Можно, конечно, на это возразить ссылкой на принципиальную некалькулируемость символического капитала науки: деньги в науке решают не все. Действительно, в структуре мотиваций ученого не менее важной является символическая составляющая: авторитет, атмосфера, креативная среда, окружение, признание. Однако, надежды на то, что белорусский дефицит финансов может быть компенсирован благоприятными нематериальными факторами разбиваются о второй ключевой принцип — «верховенства белорусской номенклатуры» («ректорами станут ведущие государственные деятели нашей страны»). К слову, именно этот момент — профессиональная некомпетентность администрации и низкая вовлеченность представителей научного сообщества в структуры управления — стал одним из камней преткновения для очень хорошо дотируемого проекта Инновационного центра в Сколково (до 2020 г. в его развитие планируется вложить 14 млрд. долларов). Однако, при всей критике в адрес Сколково, инициаторами и руководителями как Сколтеха, так и Санкт-Петербургского академического университета РАН все же являются известные ученые и/или успешные бизнесмены.
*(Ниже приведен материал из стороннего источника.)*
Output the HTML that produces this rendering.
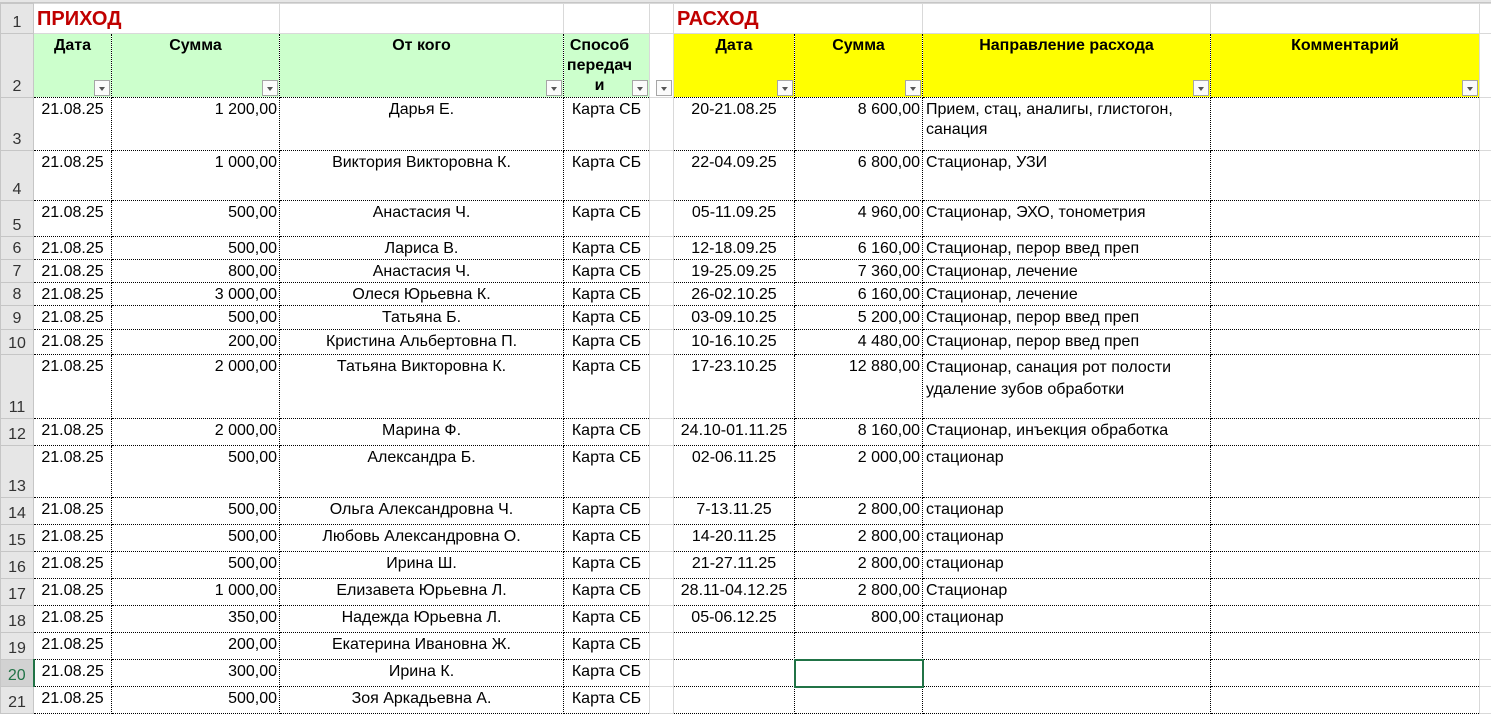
<!DOCTYPE html>
<html><head><meta charset="utf-8">
<style>
body{margin:0;background:#fff;width:1491px;height:696px;overflow:hidden;font-family:"Liberation Sans",sans-serif;font-size:16px;color:#000}
.top{height:3px;background:#e6e6e6;border-bottom:1px solid #c6c6c6;box-sizing:border-box}
table{border-collapse:collapse;table-layout:fixed;position:absolute;top:3px;left:0;width:1491px}
td{border:1px solid #d9d9d9;padding:2px 0 0 0;text-indent:3px;vertical-align:top;white-space:nowrap;overflow:hidden;line-height:20px;position:relative}
td.c,td.g,td.y,td.r{text-indent:0}
td.rh{background:#e6e6e6;border:1px solid #c6c6c6;color:#333;text-align:center;vertical-align:bottom;padding:0 0 1px 0;line-height:18px;text-indent:0}
td.rh.sel{background:#d2d2d2;color:#217346;border-right:2px solid #217346}
.d{border:1px dotted #000}
.c{text-align:center}.r{text-align:right}
.r:after{content:"";display:inline-block;width:2px}
.g{background:#ccffcc;font-weight:bold;text-align:center}
.y{background:#ffff00;font-weight:bold;text-align:center}
.t{color:#c00000;font-weight:bold;font-size:20px;padding-top:5px;overflow:visible}
.w{white-space:normal}
.f{position:absolute;right:1px;bottom:1px;width:16px;height:16px;box-sizing:border-box;border:1px solid #a6a6a6;background:#fbfbfb}
.f:after{content:"";position:absolute;left:4px;top:6px;border-left:3px solid transparent;border-right:3px solid transparent;border-top:4px solid #555}
.selc{outline:2px solid #217346;outline-offset:-1px}
</style></head><body>
<div class="top"></div>
<table>
<colgroup><col style="width:33px"><col style="width:78px"><col style="width:168px"><col style="width:284px"><col style="width:86px"><col style="width:24px"><col style="width:121px"><col style="width:128px"><col style="width:288px"><col style="width:269px"><col style="width:12px"></colgroup>
<tr style="height:30px"><td class="rh">1</td><td class="t" style="border-right-color:transparent">ПРИХОД</td><td style="border-left-color:transparent"></td><td></td><td></td><td></td><td class="t" style="border-right-color:transparent">РАСХОД</td><td style="border-left-color:transparent"></td><td></td><td></td><td></td></tr>
<tr style="height:64px"><td class="rh">2</td><td class="g d">Дата<div class="f"></div></td><td class="g d">Сумма<div class="f"></div></td><td class="g d">От кого<div class="f"></div></td><td class="g d w"><div style="margin-right:14px">Способ передач и</div><div class="f"></div></td><td><div class="f"></div></td><td class="y d">Дата<div class="f"></div></td><td class="y d">Сумма<div class="f"></div></td><td class="y d">Направление расхода<div class="f"></div></td><td class="y d">Комментарий<div class="f"></div></td><td></td></tr>
<tr style="height:53px"><td class="rh">3</td><td class="d c">21.08.25</td><td class="d r">1 200,00</td><td class="d c">Дарья Е.</td><td class="d c">Карта СБ</td><td></td><td class="d c">20-21.08.25</td><td class="d r">8 600,00</td><td class="d w" style="text-indent:0;padding-left:3px">Прием, стац, аналигы, глистогон, санация</td><td class="d"></td><td></td></tr>
<tr style="height:50px"><td class="rh">4</td><td class="d c">21.08.25</td><td class="d r">1 000,00</td><td class="d c">Виктория Викторовна К.</td><td class="d c">Карта СБ</td><td></td><td class="d c">22-04.09.25</td><td class="d r">6 800,00</td><td class="d">Стационар, УЗИ</td><td class="d"></td><td></td></tr>
<tr style="height:36px"><td class="rh">5</td><td class="d c">21.08.25</td><td class="d r">500,00</td><td class="d c">Анастасия Ч.</td><td class="d c">Карта СБ</td><td></td><td class="d c">05-11.09.25</td><td class="d r">4 960,00</td><td class="d">Стационар, ЭХО, тонометрия</td><td class="d"></td><td></td></tr>
<tr style="height:23px"><td class="rh">6</td><td class="d c">21.08.25</td><td class="d r">500,00</td><td class="d c">Лариса В.</td><td class="d c">Карта СБ</td><td></td><td class="d c">12-18.09.25</td><td class="d r">6 160,00</td><td class="d">Стационар, перор введ преп</td><td class="d"></td><td></td></tr>
<tr style="height:23px"><td class="rh">7</td><td class="d c">21.08.25</td><td class="d r">800,00</td><td class="d c">Анастасия Ч.</td><td class="d c">Карта СБ</td><td></td><td class="d c">19-25.09.25</td><td class="d r">7 360,00</td><td class="d">Стационар, лечение</td><td class="d"></td><td></td></tr>
<tr style="height:23px"><td class="rh">8</td><td class="d c">21.08.25</td><td class="d r">3 000,00</td><td class="d c">Олеся Юрьевна К.</td><td class="d c">Карта СБ</td><td></td><td class="d c">26-02.10.25</td><td class="d r">6 160,00</td><td class="d">Стационар, лечение</td><td class="d"></td><td></td></tr>
<tr style="height:24px"><td class="rh">9</td><td class="d c">21.08.25</td><td class="d r">500,00</td><td class="d c">Татьяна Б.</td><td class="d c">Карта СБ</td><td></td><td class="d c">03-09.10.25</td><td class="d r">5 200,00</td><td class="d">Стационар, перор введ преп</td><td class="d"></td><td></td></tr>
<tr style="height:25px"><td class="rh">10</td><td class="d c">21.08.25</td><td class="d r">200,00</td><td class="d c">Кристина Альбертовна П.</td><td class="d c">Карта СБ</td><td></td><td class="d c">10-16.10.25</td><td class="d r">4 480,00</td><td class="d">Стационар, перор введ преп</td><td class="d"></td><td></td></tr>
<tr style="height:64px"><td class="rh">11</td><td class="d c">21.08.25</td><td class="d r">2 000,00</td><td class="d c">Татьяна Викторовна К.</td><td class="d c">Карта СБ</td><td></td><td class="d c">17-23.10.25</td><td class="d r">12 880,00</td><td class="d w" style="line-height:22px;text-indent:0;padding-left:3px">Стационар, санация рот полости удаление зубов обработки</td><td class="d"></td><td></td></tr>
<tr style="height:27px"><td class="rh">12</td><td class="d c">21.08.25</td><td class="d r">2 000,00</td><td class="d c">Марина Ф.</td><td class="d c">Карта СБ</td><td></td><td class="d c">24.10-01.11.25</td><td class="d r">8 160,00</td><td class="d">Стационар, инъекция обработка</td><td class="d"></td><td></td></tr>
<tr style="height:52px"><td class="rh">13</td><td class="d c">21.08.25</td><td class="d r">500,00</td><td class="d c">Александра Б.</td><td class="d c">Карта СБ</td><td></td><td class="d c">02-06.11.25</td><td class="d r">2 000,00</td><td class="d">стационар</td><td class="d"></td><td></td></tr>
<tr style="height:27px"><td class="rh">14</td><td class="d c">21.08.25</td><td class="d r">500,00</td><td class="d c">Ольга Александровна Ч.</td><td class="d c">Карта СБ</td><td></td><td class="d c">7-13.11.25</td><td class="d r">2 800,00</td><td class="d">стационар</td><td class="d"></td><td></td></tr>
<tr style="height:27px"><td class="rh">15</td><td class="d c">21.08.25</td><td class="d r">500,00</td><td class="d c">Любовь Александровна О.</td><td class="d c">Карта СБ</td><td></td><td class="d c">14-20.11.25</td><td class="d r">2 800,00</td><td class="d">стационар</td><td class="d"></td><td></td></tr>
<tr style="height:27px"><td class="rh">16</td><td class="d c">21.08.25</td><td class="d r">500,00</td><td class="d c">Ирина Ш.</td><td class="d c">Карта СБ</td><td></td><td class="d c">21-27.11.25</td><td class="d r">2 800,00</td><td class="d">стационар</td><td class="d"></td><td></td></tr>
<tr style="height:27px"><td class="rh">17</td><td class="d c">21.08.25</td><td class="d r">1 000,00</td><td class="d c">Елизавета Юрьевна Л.</td><td class="d c">Карта СБ</td><td></td><td class="d c">28.11-04.12.25</td><td class="d r">2 800,00</td><td class="d">Стационар</td><td class="d"></td><td></td></tr>
<tr style="height:27px"><td class="rh">18</td><td class="d c">21.08.25</td><td class="d r">350,00</td><td class="d c">Надежда Юрьевна Л.</td><td class="d c">Карта СБ</td><td></td><td class="d c">05-06.12.25</td><td class="d r">800,00</td><td class="d">стационар</td><td class="d"></td><td></td></tr>
<tr style="height:27px"><td class="rh">19</td><td class="d c">21.08.25</td><td class="d r">200,00</td><td class="d c">Екатерина Ивановна Ж.</td><td class="d c">Карта СБ</td><td></td><td class="d"></td><td class="d"></td><td class="d"></td><td class="d"></td><td></td></tr>
<tr style="height:27px"><td class="rh sel">20</td><td class="d c">21.08.25</td><td class="d r">300,00</td><td class="d c">Ирина К.</td><td class="d c">Карта СБ</td><td></td><td class="d"></td><td class="d selc"></td><td class="d"></td><td class="d"></td><td></td></tr>
<tr style="height:27px"><td class="rh">21</td><td class="d c">21.08.25</td><td class="d r">500,00</td><td class="d c">Зоя Аркадьевна А.</td><td class="d c">Карта СБ</td><td></td><td class="d"></td><td class="d"></td><td class="d"></td><td class="d"></td><td></td></tr>
</table>
</body></html>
Показателен в этом плане Санкт-Петербургский академический университет Российской академии наук, который был создан на базе всемирно известного (прежде всего, благодаря трем работавшим в нем Нобелевским лауреатам — Н. Н. Семенову (1956), Л. Д. Ландау (1962) и Ж. И. Алферову (2000)) Физико-технического института им. А. Ф. Иоффе. В настоящий момент он возглавляется Нобелевским лауреатом академиком Ж. И. Алферовым. Несмотря на преклонный возраст академика (в этом году ему исполнится 84 года), символическое значение ректора-Нобелевского лауреата трудно переоценить: лучшие кадры ППС и студентов привлекает именно символический капитал университета, ведь идут на имя и авторитет, а не на управленцев (даже если они гениальные менеджеры). Как известно, среди «ведущих государственных деятелей нашей страны», по меньшей мере, в настоящий момент, нет Нобелевских лауреатов. Нет среди них и успешных бизнесменов или известных менеджеров-инноваторов. Единственное позитивное отличие «ведущих государственных деятелей нашей страны» состоит в том, что их средний возраст значительно моложе возраста Нобелевского лауреата Ж. И. Алферова. Но достаточно ли этого для того, чтобы реализовать столь амбицизные планы? Может ли «молодой» (по данным на 2009 г. средний возраст членов президиума правительства составляет 56,6 лет, всего правительства — 53,3 года) «ведущий государственный деятель нашей страны» привлечь «лучшие умы» в новое «учреждение образования и науки» и сделать его элитным не по пропускному (т.е. административно-командному), а по меритократическому принципу?
Исходя из всего вышесказанного, выбор российских инновационных образовательных проектов в качестве образца для подражания не объясним с точки зрения рационального целеполагания. Судя по всему главной причиной стала не история успеха и не ясное видение будущей перспективы, но по-прежнему неистребимая вера в неотвратимую предзаданность будущего Беларуси советским прошлым и патологическая боязнь принять самостоятельное новаторское решение.